Ulusal Süt Konseyi’nde (USK) yapılan Olağan Seçimli Genel Kurulun ardından başkanlığa sanayici Abdülhamit Çan, başkan yardımcılığına ise Cihat Şimşek seçildi. Yeni yönetimin göreve başlamasıyla birlikte, aylardır maliyetin altında süt satan üreticilerin en acil talebi olan çiğ süt fiyatı yeniden gündemin ilk sırasına yükseldi.
Yem, enerji, veterinerlik ve işçilik giderlerindeki sert artışa rağmen çiğ süt fiyatlarının güncellenmemesi, sahada üretimi sürdürülemez hale getirdi. Birçok üretici, mevcut fiyatlarla hayvan sayısını azaltmak zorunda kaldığını ya da sektörden tamamen çekilmeyi düşündüğünü dile getiriyor.
Sektör kulislerinde, Ulusal Süt Konseyi’nin yeni yönetimle birlikte önümüzdeki hafta toplanarak çiğ süt tavsiye fiyatını yeniden ele alması bekleniyor.
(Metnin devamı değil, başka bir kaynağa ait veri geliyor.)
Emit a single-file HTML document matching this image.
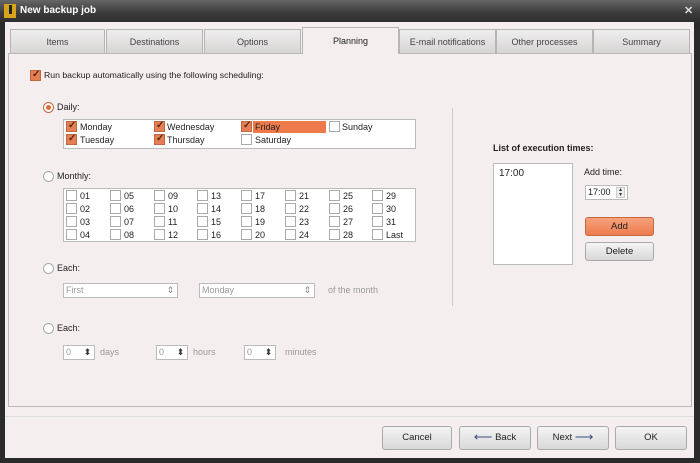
<!DOCTYPE html><html><head><style>
*{margin:0;padding:0;box-sizing:border-box}
body{width:700px;height:463px;overflow:hidden;background:#2b2b2b;font-family:"Liberation Sans",sans-serif;font-size:9px;color:#222;position:relative}
.a{position:absolute}
.win{left:5px;top:22px;width:689px;height:436px;background:#f4efee}
.tb{left:0;top:0;width:700px;height:22px;background:linear-gradient(#666,#3a3a3a 60%,#2e2e2e)}
.tab{position:absolute;top:29px;height:24px;background:linear-gradient(#eee,#d8d4d4);border:1px solid #b8b4b4;border-bottom:none;text-align:center;line-height:24px;color:#444}
.panel{left:8px;top:53px;width:684px;height:354px;border:1px solid #bcb8b8;background:#f4efee}
.cb{position:absolute;width:11px;height:11px;border:1px solid #aaa;background:#fff}
.ck{background:#e57e55;border-color:#c0683f}
.ck:after{content:"✓";position:absolute;left:1px;top:-2px;font-size:10px;color:#5a2a10;font-weight:bold}
.t{position:absolute;white-space:nowrap}
.rad{position:absolute;width:11px;height:11px;border-radius:50%;border:1px solid #aaa;background:#fff}
.box{position:absolute;background:#fff;border:1px solid #bbb}
.btn{position:absolute;height:24px;border:1px solid #aaa;border-radius:3px;background:linear-gradient(#f4f4f4,#d8d8d8);text-align:center;line-height:22px;font-size:9.5px}
.btn b{font-weight:normal;color:#3a4d80;font-size:13px;display:inline-block;line-height:10px;vertical-align:-1px}
.dis{color:#999}
.sp{position:absolute;height:15px;border:1px solid #bbb;background:#fff;color:#999;padding-left:2px;line-height:13px}
.sp i{position:absolute;right:2px;top:1px;width:9px;height:11px;font-style:normal;color:#333;font-size:9px;line-height:11px;text-align:center}
</style></head><body>
<div class="a tb"></div>
<div class="a" style="left:4px;top:4px;width:12px;height:14px;background:#d9a21b"></div>
<div class="a" style="left:9px;top:5px;width:3px;height:9px;background:#222"></div>
<div class="t" style="left:20px;top:5px;color:#fff;font-weight:bold;font-size:10px">New backup job</div>
<div class="t" style="left:684px;top:4px;color:#ddd;font-weight:bold;font-size:11px">✕</div>
<div class="a win"></div>
<div class="tab" style="left:10px;width:95px">Items</div>
<div class="tab" style="left:106px;width:97px">Destinations</div>
<div class="tab" style="left:204px;width:97px">Options</div>
<div class="tab" style="left:399px;width:97px">E-mail notifications</div>
<div class="tab" style="left:496px;width:97px">Other processes</div>
<div class="tab" style="left:593px;width:97px">Summary</div>
<div class="a panel"></div>
<div class="tab" style="left:302px;top:27px;height:27px;width:97px;background:#f4efee;line-height:26px;color:#222">Planning</div>

<div class="cb ck" style="left:30px;top:70px"></div>
<div class="t" style="left:44px;top:70px;font-size:8.7px">Run backup automatically using the following scheduling:</div>

<div class="rad" style="left:43px;top:102px;border-color:#c0683f"></div><div class="a" style="left:46px;top:105px;width:5px;height:5px;border-radius:50%;background:#e06a3a"></div>
<div class="t" style="left:57px;top:102px">Daily:</div>
<div class="box" style="left:63px;top:119px;width:353px;height:30px"></div>
<div class="a" style="left:253px;top:121px;width:73px;height:12px;background:#ee7a4c"></div>
<div class="cb ck" style="left:66px;top:121px"></div><div class="t" style="left:80px;top:122px">Monday</div>
<div class="cb ck" style="left:66px;top:134px"></div><div class="t" style="left:80px;top:135px">Tuesday</div>
<div class="cb ck" style="left:154px;top:121px"></div><div class="t" style="left:167px;top:122px">Wednesday</div>
<div class="cb ck" style="left:154px;top:134px"></div><div class="t" style="left:167px;top:135px">Thursday</div>
<div class="cb ck" style="left:241px;top:121px"></div><div class="t" style="left:255px;top:122px">Friday</div>
<div class="cb" style="left:241px;top:134px"></div><div class="t" style="left:255px;top:135px">Saturday</div>
<div class="cb" style="left:329px;top:121px"></div><div class="t" style="left:342px;top:122px">Sunday</div>

<div class="rad" style="left:43px;top:171px"></div><div class="t" style="left:57px;top:171px">Monthly:</div>
<div class="box" style="left:63px;top:188px;width:353px;height:54px"></div>
<div id="g"></div>

<div class="rad" style="left:43px;top:263px"></div><div class="t" style="left:57px;top:263px">Each:</div>
<div class="sp" style="left:63px;top:283px;width:115px">First<i style="color:#888">⇕</i></div>
<div class="sp" style="left:199px;top:283px;width:116px">Monday<i style="color:#888">⇕</i></div>
<div class="t dis" style="left:328px;top:285px">of the month</div>

<div class="rad" style="left:43px;top:323px"></div><div class="t" style="left:57px;top:323px">Each:</div>
<div class="sp" style="left:63px;top:345px;width:32px">0<i>⬍</i></div><div class="t dis" style="left:100px;top:347px">days</div>
<div class="sp" style="left:156px;top:345px;width:32px">0<i>⬍</i></div><div class="t dis" style="left:193px;top:347px">hours</div>
<div class="sp" style="left:244px;top:345px;width:32px">0<i>⬍</i></div><div class="t dis" style="left:285px;top:347px">minutes</div>

<div class="a" style="left:452px;top:108px;width:1px;height:198px;background:#ccc"></div>
<div class="t" style="left:493px;top:143px;font-weight:bold">List of execution times:</div>
<div class="box" style="left:493px;top:163px;width:80px;height:102px"></div>
<div class="t" style="left:499px;top:168px;font-size:10px">17:00</div>
<div class="t" style="left:584px;top:167px">Add time:</div>
<div class="sp" style="left:585px;top:185px;width:43px;color:#222">17:00<i style="border:1px solid #ccc;background:#eee;font-size:6px;line-height:5px">▴<br>▾</i></div>
<div class="btn" style="left:585px;top:217px;width:69px;height:19px;line-height:17px;background:linear-gradient(#f7a27c,#ec7b4e);border-color:#c8683f">Add</div>
<div class="btn" style="left:585px;top:242px;width:69px;height:19px;line-height:17px">Delete</div>

<div class="a" style="left:5px;top:416px;width:689px;height:1px;background:#ddd"></div>
<div class="btn" style="left:382px;top:426px;width:70px">Cancel</div>
<div class="btn" style="left:459px;top:426px;width:72px"><b>⟵</b> Back</div>
<div class="btn" style="left:537px;top:426px;width:72px">Next <b>⟶</b></div>
<div class="btn" style="left:615px;top:426px;width:72px">OK</div>
<script>
var h='',cols=[66,110,154,197,241,285,329,372],n=1;
for(var c=0;c<8;c++)for(var r=0;r<4;r++){var l=(c==7&&r==3)?'Last':(n<10?'0'+n:''+n);n++;
h+='<div class="cb" style="left:'+cols[c]+'px;top:'+(190+r*13)+'px"></div><div class="t" style="left:'+(cols[c]+14)+'px;top:'+(191+r*13)+'px">'+l+'</div>';}
document.getElementById('g').outerHTML=h;
</script>
</body></html>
Süt sektörü temsilcileri, bu toplantının yeni yönetimin “ilk sınavı” olacağına dikkat çekiyor.
Alınacak kararın yalnızca bugünkü fiyatları değil, Türkiye’de hayvancılığın geleceğini de doğrudan etkileyeceği vurgulanıyor. Üretici cephesinde ise beklenti net: maliyetin altında olmayan, sürdürülebilir bir fiyat.
Ulusal Süt Konseyi, Eylül ayında aldığı kararla 1 Ekim itibarıyla çiğ süt referans fiyatını litre başına 19,60 TL olarak belirlemişti. Ancak bu fiyat, artan girdi maliyetleri karşısında kısa sürede geçerliliğini yitirdi.
TÜSEDAD’ın Kasım ayı verilerine göre 1 litre çiğ sütün üretim maliyeti 23,77 TL’ye yükselirken, Ulusal Süt Konseyi’nin kamuoyuna açıkladığı son resmi maliyet verisi Ekim ayına ait ve 17,52 TL seviyesinde bulunuyor. Bu tablo, üretici ile resmi maliyet hesapları arasındaki farkı da gözler önüne seriyor.
Sektörde konuşulan beklentiye göre, Ulusal Süt Konseyi’nin çiğ süt referans fiyatında yüzde 15 civarında bir artışa gidebileceği ifade ediliyor. Bu durumda fiyatın 19,60 TL’den yaklaşık 22,5 TL seviyesine yükselmesi gündemde.
Ancak üretici örgütleri ve sahadaki çiftçiler, bu artışın mevcut maliyetler dikkate alındığında yetersiz kalacağı görüşünde. Buna karşın, piyasa dengeleri ve tüketici fiyatları gerekçesiyle gerçek maliyetlere tam karşılık gelen bir fiyatın açıklanmasının da zor olduğu dile getiriliyor.
Üreticiler, çiğ süt fiyatının güncellenmemesi halinde hayvan kesimlerinin hızlanacağı ve süt arzında ciddi bir daralma yaşanacağı uyarısında bulunuyor. Sektör temsilcileri, kısa vadeli fiyat baskılarının uzun vadede hem üreticiye hem de tüketiciye daha ağır faturalar çıkaracağına dikkat çekiyor.
Yeni yönetimin atacağı adım, yalnızca bugünün fiyatlarını değil, Türkiye’nin süt üretim kapasitesini ve hayvancılığın geleceğini de belirleyecek.